Cancer Truth Note: #253
Cognitive dysfunction can show up as forgetting a name, where in the past you had great recall for names and faces. Or it may show up as difficulty doing something you are skilled at, where you find yourself questioning, “why is this challenging me?”
I used to be fantastic at remembering names and faces. Now not so much. Some nights I can watch Jeopardy and the answers just pop into my head other nights I’m like “It’s the place with the thing in France.” It is frustrating and for the most part it is manageable.
During chemo and for about a year after while I was taking hormone therapy, I struggled to knit. Now I am fairly adept at knitting. Knitting also is meditative for me. If I knit for an hour or so every evening my blood pressure is lower. For that year, that was not the case. I could not follow the simplest pattern. No wonder why we get depressed while dealing with cancer and the long term side effects.

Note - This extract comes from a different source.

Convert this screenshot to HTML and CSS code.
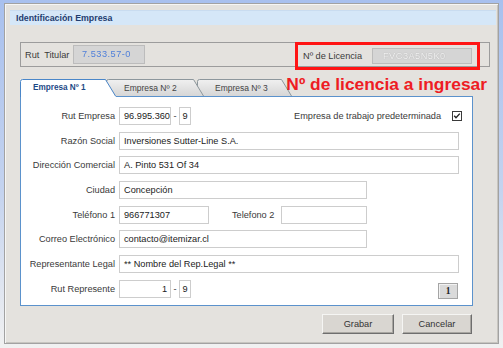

Brains are funny things. Before the pandemic, I belonged to a local networking group. I had been in the group for a while. At our last in person meeting before going to zoom I referred to another member by the wrong name. It was to a friend that was visiting and I caught myself right away and said that’s wrong his name is… Weird I think I may have made that mistake before. Three months into the pandemic, I was out walking my dogs and it hit me, out of the blue, why I kept making that mistake. Eighteen years prior I had worked with his brother. I had never made the connection. But my chemo affected brain had the long term memory of the name of his brother. So when I was having trouble recalling names it was filling in familiar things.
I am not sure that I will get my name recall skills back to the level they were before cancer. However, I will say my ability to knit has returned. It’s a trade off I guess.
Did you have a task or activity that you excelled at before treatment that took a hit? Has it improved or did you find ways to manage it?